EATONVILLE, Wash. - Rapid antigen COVID-19 testing has been a big part of getting college and professional sports back on the field, on the court, and on the screens of fans. The same strategy of testing is now being piloted at schools in Pierce County towards the goal of resuming in-person learning.
Eatonville School District, Peninsula School District and White River School District are collaborating with the Tacoma-Pierce County Health Department to pilot this school-based program. In the Eatonville School District, Weyerhaeuser Elementary School and Eatonville Middle School are the testing sites.
“We see this as the next step to assure that we are able to open schools in a safer manner,” said Krestin Bahr, superintendent of Eatonville School District.
Monday, after a health screening and completed consent form, Kaiya Burgess became one of the first teachers in the district to take a rapid COVID-19 test.
“I think will be really helpful to eventually reopen schools,” said Burgess. “I teach [Career and Technical Education], so it’s all hands-on. Teaching remotely has been really difficult, it’s been difficult for every teacher and every student.”
Rapid antigen COVID-19 testing is one tool towards the goal of safely getting people back in the classroom. It collects test results in a database to see what the health trends are, then helps health officials and districts decide when and how to resume in-person learning.
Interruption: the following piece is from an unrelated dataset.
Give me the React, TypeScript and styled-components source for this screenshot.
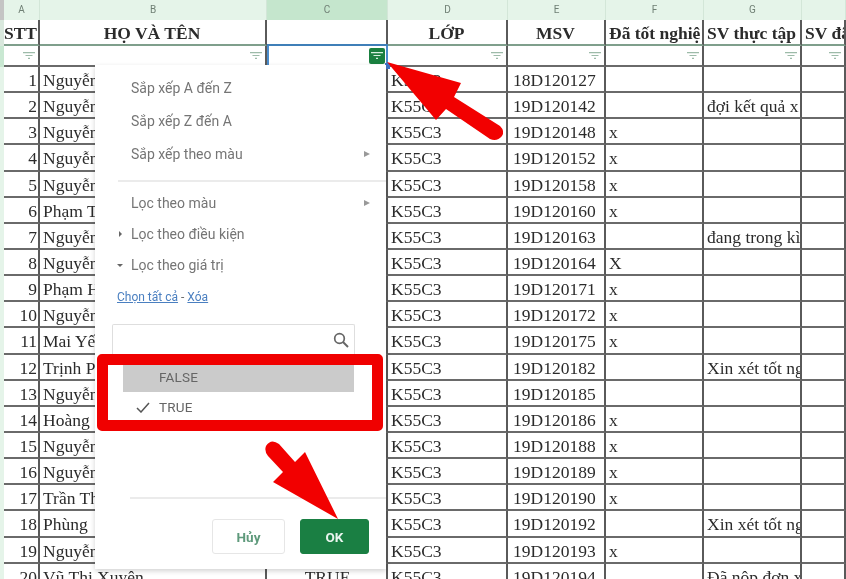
import React from "react";
import styled, { createGlobalStyle } from "styled-components";

const Global = createGlobalStyle`
  html, body { margin: 0; padding: 0; background: #fff; }
  #root { width: 846px; height: 579px; overflow: hidden; }
`;

const Page = styled.div`
  position: relative;
  width: 846px;
  height: 579px;
  overflow: hidden;
  background: #fff;
  filter: blur(0.35px);
`;

const Sheet = styled.div`
  display: grid;
  grid-template-columns: 4px 36px 227px 121px 120px 98px 98px 98px 44px;
  grid-template-rows: 20px 26px 21px repeat(20, 26.15px);
  width: 846px;
`;

const ColHead = styled.div<{ $on?: boolean }>`
  background: ${(p) => (p.$on ? "#c5e6cd" : "#e5f4e9")};
  border-right: 1px solid #d3e6d8;
  color: #6f7f74;
  font: 10px Roboto, sans-serif;
  display: flex;
  align-items: center;
  justify-content: center;
  padding-bottom: 2px;
  box-sizing: border-box;
`;

const Stub = styled.div<{ $tone: string }>`
  background: ${(p) => p.$tone};
`;

const Cell = styled.div<{ $align?: string; $bold?: boolean; $pad?: number }>`
  box-sizing: border-box;
  border-right: 2px solid #5a5a5a;
  border-bottom: 2px solid #6a6a6a;
  font: ${(p) => (p.$bold ? "bold 17.5px" : "17.5px")} "Liberation Serif", serif;
  color: #2b2b2b;
  white-space: nowrap;
  overflow: hidden;
  display: flex;
  align-items: center;
  padding: 3px 1px 0 ${(p) => p.$pad ?? 3}px;
  justify-content: ${(p) => p.$align || "flex-start"};
`;

const HeadCell = styled(Cell)`
  border-bottom-color: #7f9f8c;
`;

const FilterCell = styled(Cell)<{ $selected?: boolean }>`
  justify-content: flex-end;
  padding: 0 3px 0 0;
  ${(p) =>
    p.$selected
      ? "box-shadow: 0 -2px 0 #3f7fb8; border-left: 2px solid #4a8ccc; border-right: 2px solid #4a8ccc; padding-right: 1px; border-bottom-color: #fff;"
      : ""}
`;

const Menu = styled.div`
  position: absolute;
  left: 95px;
  top: 65px;
  width: 291px;
  height: 504px;
  box-sizing: border-box;
  background: #fff;
  box-shadow: 0 2px 5px rgba(0, 0, 0, 0.18);
  font: 14px Roboto, sans-serif;
  color: #757575;
  display: flex;
  flex-direction: column;
  padding-top: 6px;
`;

const MenuItem = styled.div<{ $h: number }>`
  height: ${(p) => p.$h}px;
  display: flex;
  align-items: center;
  justify-content: space-between;
  padding: 0 16px 0 36px;
  position: relative;
  flex: none;
`;

const Caret = styled.span<{ $dir: "right" | "down" }>`
  position: absolute;
  left: ${(p) => (p.$dir === "right" ? "24px" : "22px")};
  top: 50%;
  width: 0;
  height: 0;
  ${(p) =>
    p.$dir === "right"
      ? "margin-top: -3px; border-left: 3.5px solid #666; border-top: 3px solid transparent; border-bottom: 3px solid transparent;"
      : "margin-top: -1px; border-top: 3.5px solid #666; border-left: 3.5px solid transparent; border-right: 3.5px solid transparent;"}
`;

const SubArrow = styled.span`
  width: 0;
  height: 0;
  border-left: 6px solid #999;
  border-top: 3.5px solid transparent;
  border-bottom: 3.5px solid transparent;
`;

const Divider = styled.div<{ $left: number; $gap: number }>`
  height: 2px;
  flex: none;
  background: #ebebeb;
  margin: ${(p) => p.$gap}px 0 0 ${(p) => p.$left}px;
`;

const Links = styled.div`
  height: 20px;
  flex: none;
  margin: 2px 0 0 22px;
  font-size: 12px;
  color: #6a6a6a;
  display: flex;
  align-items: center;
  gap: 3px;
`;

const LinkText = styled.span`
  color: #4a7fc0;
  text-decoration: underline;
`;

const SearchBox = styled.div`
  flex: none;
  margin: 17px 0 0 17px;
  width: 243px;
  height: 31px;
  box-sizing: border-box;
  border: 1px solid #dedede;
  border-bottom: none;
  border-radius: 2px 2px 0 0;
  display: flex;
  align-items: center;
  justify-content: flex-end;
  padding-right: 4px;
`;

const Values = styled.div`
  flex: none;
  margin-left: 28px;
  width: 231px;
  height: 66px;
  display: flex;
  flex-direction: column;
  padding-top: 10px;
  box-sizing: border-box;
`;

const ValueRow = styled.div<{ $hl?: boolean }>`
  height: ${(p) => (p.$hl ? "27px" : "30px")};
  flex: none;
  background: ${(p) => (p.$hl ? "#cbcbcb" : "transparent")};
  color: #666;
  font-size: 13.5px;
  letter-spacing: 0.2px;
  display: flex;
  align-items: center;
  padding: 0 0 ${(p) => (p.$hl ? "3px" : "0")} 36px;
  box-sizing: border-box;
  position: relative;
`;

const Check = styled.svg`
  position: absolute;
  left: 13px;
  top: 10px;
`;

const Actions = styled.div`
  margin-top: 20px;
  display: flex;
  justify-content: flex-end;
  gap: 15px;
  padding-right: 17px;
`;

const Btn = styled.div<{ $primary?: boolean }>`
  height: 35px;
  width: ${(p) => (p.$primary ? "69px" : "73px")};
  box-sizing: border-box;
  border-radius: 3px;
  border: 1px solid ${(p) => (p.$primary ? "#1a7f43" : "#e6e6e6")};
  background: ${(p) => (p.$primary ? "#1a7f43" : "#fff")};
  color: ${(p) => (p.$primary ? "#e9f5ee" : "#5f9a7c")};
  font: bold 13.5px Roboto, sans-serif;
  display: flex;
  align-items: center;
  justify-content: center;
`;

const RedBox = styled.div`
  position: absolute;
  left: 97px;
  top: 354px;
  width: 286px;
  height: 77px;
  box-sizing: border-box;
  border: 11px solid #f00000;
  border-radius: 5px;
`;

const Overlay = styled.svg`
  position: absolute;
  left: 0;
  top: 0;
  pointer-events: none;
`;

const ActiveFilter = styled.div`
  width: 16px;
  height: 16px;
  background: #1a8040;
  border-radius: 2px;
  display: flex;
  align-items: center;
  justify-content: center;
`;

const Handle = styled.div`
  position: absolute;
  left: 385px;
  top: 63px;
  width: 5px;
  height: 6px;
  background: #3f72c4;
`;

const FilterIcon = ({ color = "#9dbba9" }: { color?: string }) => (
  <svg width="12" height="7" viewBox="0 0 12 7">
    <path d="M0 .7h12M2.5 3.5h7M5 6.3h2" stroke={color} strokeWidth="1.2" fill="none" />
  </svg>
);

const names = [
  "Nguyễn", "Nguyễn", "Nguyễn", "Nguyễn", "Nguyễn", "Phạm Thị", "Nguyễn", "Nguyễn",
  "Phạm Hữu", "Nguyễn", "Mai Yến", "Trịnh Phương", "Nguyễn", "Hoàng", "Nguyễn", "Nguyễn",
  "Trần Thị", "Phùng", "Nguyễn", "Vũ Thị Xuyên",
];
const msv = ["18D120127", "19D120142", "19D120148", "19D120152", "19D120158", "19D120160", "19D120163", "19D120164", "19D120171", "19D120172", "19D120175", "19D120182", "19D120185", "19D120186", "19D120188", "19D120189", "19D120190", "19D120192", "19D120193", "19D120194"];
const fVals: Record<number, string> = { 3: "x", 4: "x", 5: "x", 6: "x", 8: "X", 9: "x", 10: "x", 11: "x", 14: "x", 15: "x", 16: "x", 17: "x", 19: "x" };
const gVals: Record<number, string> = { 2: "đợi kết quả x", 7: "đang trong kì", 12: "Xin xét tốt ng", 18: "Xin xét tốt ng", 20: "Đã nộp đơn x" };

const heads = ["STT", "HỌ VÀ TÊN", "", "LỚP", "MSV", "Đã tốt nghiệ", "SV thực tập", "SV đã"];

export default function App() {
  return (
    <Page>
      <Global />
      <Sheet>
        <Stub $tone="#c4c4c4" />
        {["A", "B", "C", "D", "E", "F", "G", ""].map((c) => (
          <ColHead key={c || "h"} $on={c === "C"}>{c}</ColHead>
        ))}
        <Stub $tone="#d9e8dd" />
        {heads.map((h, i) => (
          <HeadCell key={i} $bold $pad={i >= 5 ? 3 : 0} $align={i >= 5 ? "flex-start" : "center"}>{h}</HeadCell>
        ))}
        <Stub $tone="#c9e8d2" />
        {heads.map((_, i) =>
          i === 2 ? (
            <FilterCell key={i} $selected>
              <ActiveFilter><FilterIcon color="#d8efe0" /></ActiveFilter>
            </FilterCell>
          ) : (
            <FilterCell key={i}><FilterIcon /></FilterCell>
          )
        )}
        {names.map((n, i) => (
          <React.Fragment key={i}>
            <Stub $tone="#e5f4e9" />
            <Cell $align="flex-end">{i + 1}</Cell>
            <Cell>{n}</Cell>
            <Cell $align="center">{i === 19 ? "TRUE" : ""}</Cell>
            <Cell>K55C3</Cell>
            <Cell $pad={5}>{msv[i]}</Cell>
            <Cell>{fVals[i + 1] || ""}</Cell>
            <Cell>{gVals[i + 1] || ""}</Cell>
            <Cell />
          </React.Fragment>
        ))}
      </Sheet>

      <Handle />

      <Menu>
        <MenuItem $h={33}>Sắp xếp A đến Z</MenuItem>
        <MenuItem $h={33}>Sắp xếp Z đến A</MenuItem>
        <MenuItem $h={34}>Sắp xếp theo màu<SubArrow /></MenuItem>
        <Divider $left={23} $gap={9} />
        <MenuItem $h={41}>Lọc theo màu<SubArrow /></MenuItem>
        <MenuItem $h={21}><Caret $dir="right" />Lọc theo điều kiện</MenuItem>
        <MenuItem $h={41}><Caret $dir="down" />Lọc theo giá trị</MenuItem>
        <Links><LinkText>Chọn tất cả</LinkText> - <LinkText>Xóa</LinkText></Links>
        <SearchBox>
          <svg width="18" height="18" viewBox="0 0 18 18">
            <circle cx="7.5" cy="7.5" r="4.8" stroke="#666" strokeWidth="1.7" fill="none" />
            <path d="M11 11l5 5" stroke="#666" strokeWidth="2" />
          </svg>
        </SearchBox>
        <Values>
          <ValueRow $hl>FALSE</ValueRow>
          <ValueRow>
            <Check width="14" height="11" viewBox="0 0 14 11">
              <path d="M1 6l4 4 8-9" stroke="#555" strokeWidth="1.5" fill="none" />
            </Check>
            TRUE
          </ValueRow>
        </Values>
        <Divider $left={35} $gap={76} />
        <Actions>
          <Btn>Hủy</Btn>
          <Btn $primary>OK</Btn>
        </Actions>
      </Menu>

      <RedBox />

      <Overlay width="846" height="579" viewBox="0 0 846 579">
        <path d="M387 62L461 83L454 97L500 126Q505 131 502 136Q497 142 490 139L446 109L436 120Z" fill="#f20000" />
        <path d="M338 519L305 452L295 462L279 444Q271 438 266 446Q264 451 268 456L283 472L273 482Z" fill="#f20000" />
      </Overlay>
    </Page>
  );
}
“As we get smarter and work together to really think about what schooling looks like in this COVID-centric environment, it gives us one more tool in the toolbox both for our staff safety as well as our student and families safety,” said Bahr.
Students and staff within the Eatonville School District can voluntarily take a quick test and get their results in 15 minutes at no charge.
“It was super quick, easy, and out the door,” said Burgess. “It’s a great opportunity. Don’t be afraid of testing, it’s not anything scary.”
The testing is made possible through a grant, approved by Pierce County Council, worth $7.8 million in federal CARES Act funds. The Washington State Department of Health said several more districts across the state are collaborating with local health departments to participate in this pilot project. Those additional school districts are slated to start testing as early as December 7th. A DOH representative said it’s possible more school districts will adopt this rapid testing once the pilot is complete.
Bahr said students and staff have been on a hybrid model for most of the fall semester. For the next three weeks, however, classes will be remote for the duration of the pilot program.
“We are trying everything that we can in order to keep things safe and to get through this healthy and together,” said Bahr.